Report #55796
[gotcha] Why do MCP OAuth tokens end up with far more permissions than any single tool needs
Define per-tool or per-function OAuth scopes rather than server-wide scopes. Validate token scopes on every tool invocation and reject tokens with excessive privileges. Implement scope narrowing at the authorization endpoint. Regularly audit issued tokens and their granted scopes. Prefer short-lived tokens with minimal scope over long-lived broad-scope tokens.
Journey Context:
The MCP authorization specification uses OAuth 2.0 with scopes, but the granularity is left entirely to the implementation. Most MCP servers define coarse scopes like 'read' and 'write' that blanket all tools on that server. A token issued so one tool can read a calendar also grants write access to email or file tools on the same server. Combined with the dynamic client registration flow \(RFC 7591\) that MCP mandates, authorization servers that don't enforce strict scope boundaries will issue over-provisioned tokens by default.
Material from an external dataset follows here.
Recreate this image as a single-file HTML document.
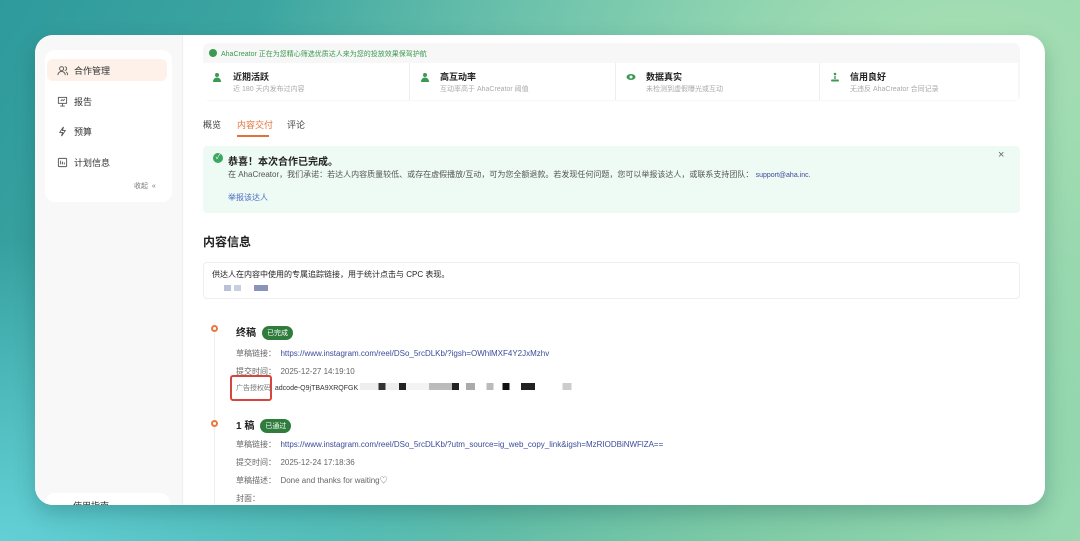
<!DOCTYPE html>
<html><head><meta charset="utf-8"><style>
*{margin:0;padding:0;box-sizing:border-box}
body{width:1080px;height:541px;overflow:hidden;font-family:"Liberation Sans","Noto Sans CJK SC",sans-serif;color:#333;
background:radial-gradient(ellipse 700px 400px at 950px 60px,#a8e0b4 0%,rgba(168,224,180,0) 100%),radial-gradient(ellipse 500px 300px at 0px 541px,#62d0d6 0%,rgba(98,208,214,0) 100%),linear-gradient(120deg,#2f9a9c 0%,#4cb3a8 45%,#7dcaa6 75%,#98d9b0 100%);position:relative}
.card{position:absolute;left:35px;top:35px;width:1010px;height:470px;background:#fff;border-radius:18px;overflow:hidden;box-shadow:0 8px 20px rgba(0,60,60,.25)}
.side{position:absolute;left:0;top:0;width:148px;height:470px;background:#f8f8f8;border-right:1px solid #eee}
.panel{position:absolute;left:10px;top:15px;width:127px;height:152px;background:#fff;border-radius:10px}
.nav{position:absolute;left:2px;width:120px;height:22px;font-size:9px;color:#333;display:flex;align-items:center;padding-left:10px;gap:6px}
.nav.act{background:#fdf1e9;border-radius:6px;color:#333}
.abs{position:absolute;white-space:nowrap}
.grn{color:#3a9a50}
.top{position:absolute;left:168px;top:8px;width:817px;height:58px;background:#f7f7f7;border-radius:6px}
.feat{position:absolute;top:20px;height:37px;background:#fff}
.ft{font-size:9px;font-weight:bold;color:#222;position:absolute;left:30px;top:7px}
.fs{font-size:7px;color:#aaa;position:absolute;left:30px;top:21px}
.fi{position:absolute;left:10px;top:9px;width:10px;height:10px}
.lbl{font-size:8px;color:#666}
.link{color:#3b4c9a}
.badge{display:inline-block;background:#2f7d3c;color:#fff;font-size:7px;padding:2px 5px;border-radius:8px;vertical-align:middle;margin-left:6px;font-weight:normal}
</style></head><body>
<div class="card">
 <div class="side">
  <div class="panel">
   <div class="nav act" style="top:9px"><svg width="11" height="11" viewBox="0 0 12 12" fill="none" stroke="#555" stroke-width="1"><circle cx="5" cy="4" r="2.2"/><path d="M1 11c0-2.5 2-4 4-4s4 1.5 4 4M8.5 2a2 2 0 010 4M10 7.5c1 .6 1.5 1.8 1.5 3.5"/></svg>合作管理</div>
   <div class="nav" style="top:40px"><svg width="11" height="11" viewBox="0 0 12 12" fill="none" stroke="#555" stroke-width="1"><rect x="1.5" y="1.5" width="9" height="6.5"/><path d="M6 8v3M3.5 11h5M4 5.5l1.5-1.5 1.5 1 1.5-1.5"/></svg>报告</div>
   <div class="nav" style="top:70px"><svg width="11" height="11" viewBox="0 0 12 12" fill="none" stroke="#555" stroke-width="1"><path d="M7 1L3 7h3l-1 4 4-6H6z"/></svg>预算</div>
   <div class="nav" style="top:101px"><svg width="11" height="11" viewBox="0 0 12 12" fill="none" stroke="#555" stroke-width="1"><rect x="1.5" y="1.5" width="9" height="9" rx="1"/><path d="M4 4v4M6 5v3M8 6v2"/></svg>计划信息</div>
   <div class="abs" style="left:89px;top:131px;font-size:7px;color:#777">收起 &nbsp;«</div>
  </div>
  <div class="abs" style="left:10px;top:458px;width:125px;height:30px;background:#fff;border-radius:10px;font-size:9px;padding:6px 0 0 28px">使用指南</div>
 </div>

 <div class="top">
  <div class="abs grn" style="left:6px;top:6px;font-size:7px"><span style="display:inline-block;width:8px;height:8px;border-radius:50%;background:#3a9a50;vertical-align:-1px;margin-right:4px"></span>AhaCreator 正在为您精心筛选优质达人来为您的投放效果保驾护航</div>
  <div class="abs" style="left:0;top:20px;width:815px;height:37px;background:#fff"></div>
  <div class="feat" style="left:0;width:206px"><svg class="fi" viewBox="0 0 10 10"><circle cx="4" cy="3" r="2" fill="#3a9a50"/><path d="M0 10c0-3 2-4.5 4-4.5S8 7 8 10z" fill="#3a9a50"/></svg><div class="ft">近期活跃</div><div class="fs">近 180 天内发布过内容</div></div>
  <div class="feat" style="left:206px;width:206px;border-left:1px solid #eee"><svg class="fi" viewBox="0 0 10 10"><circle cx="5" cy="3" r="2" fill="#3a9a50"/><path d="M1 10c0-3 2-4.5 4-4.5S9 7 9 10z" fill="#3a9a50"/></svg><div class="ft">高互动率</div><div class="fs">互动率高于 AhaCreator 阈值</div></div>
  <div class="feat" style="left:412px;width:204px;border-left:1px solid #eee"><svg class="fi" viewBox="0 0 10 10"><ellipse cx="5" cy="5" rx="4.5" ry="3" fill="#3a9a50"/><circle cx="5" cy="5" r="1.5" fill="#fff"/></svg><div class="ft">数据真实</div><div class="fs">未检测到虚假曝光或互动</div></div>
  <div class="feat" style="left:616px;width:199px;border-left:1px solid #eee"><svg class="fi" viewBox="0 0 10 10"><circle cx="5" cy="2" r="1.3" fill="#3a9a50"/><rect x="4.3" y="4" width="1.4" height="3" fill="#3a9a50"/><rect x="1" y="7.5" width="8" height="2" rx="1" fill="#3a9a50"/></svg><div class="ft">信用良好</div><div class="fs">无违反 AhaCreator 合同记录</div></div>
 </div>

 <div class="abs" style="left:168px;top:83px;font-size:9px;color:#444">概览</div>
 <div class="abs" style="left:202px;top:83px;font-size:9px;color:#e0733a">内容交付</div>
 <div class="abs" style="left:202px;top:100px;width:32px;height:2px;background:#e0733a"></div>
 <div class="abs" style="left:252px;top:83px;font-size:9px;color:#444">评论</div>

 <div class="abs" style="left:168px;top:111px;width:817px;height:67px;background:#eefaf4;border-radius:4px">
  <div class="abs" style="left:10px;top:7px;width:10px;height:10px;border-radius:50%;background:#3aa860;color:#fff;font-size:7px;text-align:center;line-height:10px">✓</div>
  <div class="abs" style="left:25px;top:7px;font-size:10px;font-weight:bold;color:#222">恭喜！本次合作已完成。</div>
  <div class="abs" style="left:25px;top:23px;font-size:8px;color:#555">在 AhaCreator，我们承诺：若达人内容质量较低、或存在虚假播放/互动，可为您全额退款。若发现任何问题，您可以举报该达人，或联系支持团队： <span class="link" style="font-size:7px">support@aha.inc.</span></div>
  <div class="abs link" style="left:25px;top:46px;font-size:8px;color:#4a6cc0">举报该达人</div>
  <div class="abs" style="left:795px;top:3px;font-size:11px;color:#666">×</div>
 </div>

 <div class="abs" style="left:168px;top:198px;font-size:12px;font-weight:bold;color:#222">内容信息</div>
 <div class="abs" style="left:168px;top:227px;width:817px;height:37px;border:1px solid #eee;border-radius:4px">
  <div class="abs" style="left:8px;top:6px;font-size:8px;color:#222">供达人在内容中使用的专属追踪链接，用于统计点击与 CPC 表现。</div>
  <div class="abs" style="left:20px;top:22px;width:7px;height:6px;background:#b8c2d8"></div>
  <div class="abs" style="left:30px;top:22px;width:7px;height:6px;background:#c8d0e0"></div>
  <div class="abs" style="left:50px;top:22px;width:14px;height:6px;background:#8894b8"></div>
 </div>

 <div class="abs" style="left:179px;top:298px;width:1px;height:180px;background:#eee"></div>
 <div class="abs" style="left:176px;top:290px;width:7px;height:7px;border-radius:50%;border:2px solid #e8783f;background:#fff"></div>
 <div class="abs" style="left:201px;top:289px;font-size:10px;font-weight:bold;color:#222">终稿<span class="badge">已完成</span></div>
 <div class="abs lbl" style="left:201px;top:313px">草稿链接： &nbsp;<span class="link">https://www.instagram.com/reel/DSo_5rcDLKb/?igsh=OWhlMXF4Y2JxMzhv</span></div>
 <div class="abs lbl" style="left:201px;top:331px">提交时间： &nbsp;2025-12-27 14:19:10</div>
 <div class="abs" style="left:195px;top:340px;width:42px;height:26px;border:2px solid #d8453a;border-radius:3px"></div>
 <div class="abs" style="left:201px;top:348px;font-size:7px;color:#777">广告授权码 &nbsp;<span style="color:#333">adcode-Q9jTBA9XRQFGK</span></div>
 <div class="abs" style="left:325px;top:348px;width:230px;height:7px;background:linear-gradient(90deg,#eee 0 8%,#333 8% 11%,#eee 11% 17%,#222 17% 20%,#f3f3f3 20% 30%,#bbb 30% 40%,#222 40% 43%,#fff 43% 46%,#aaa 46% 50%,#fff 50% 55%,#bbb 55% 58%,#fff 58% 62%,#111 62% 65%,#fff 65% 70%,#222 70% 76%,#fff 76% 88%,#ccc 88% 92%,#fff 92%)"></div>

 <div class="abs" style="left:176px;top:385px;width:7px;height:7px;border-radius:50%;border:2px solid #e8783f;background:#fff"></div>
 <div class="abs" style="left:201px;top:382px;font-size:10px;font-weight:bold;color:#222">1 稿<span class="badge">已通过</span></div>
 <div class="abs lbl" style="left:201px;top:404px">草稿链接： &nbsp;<span class="link">https://www.instagram.com/reel/DSo_5rcDLKb/?utm_source=ig_web_copy_link&amp;igsh=MzRIODBiNWFlZA==</span></div>
 <div class="abs lbl" style="left:201px;top:422px">提交时间： &nbsp;2025-12-24 17:18:36</div>
 <div class="abs lbl" style="left:201px;top:440px">草稿描述： &nbsp;Done and thanks for waiting♡</div>
 <div class="abs lbl" style="left:201px;top:458px">封面：</div>
</div>
</body></html>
The result is silent privilege creep: each integration adds a token that is more powerful than necessary, and there is no standard mechanism to recall or narrow these tokens. The fix requires deliberate scope design at server build time, which most teams skip in favor of getting the integration working.
⚠ Workarounds are unverified - always check before running. Confirmations show what worked for others, not a safety guarantee.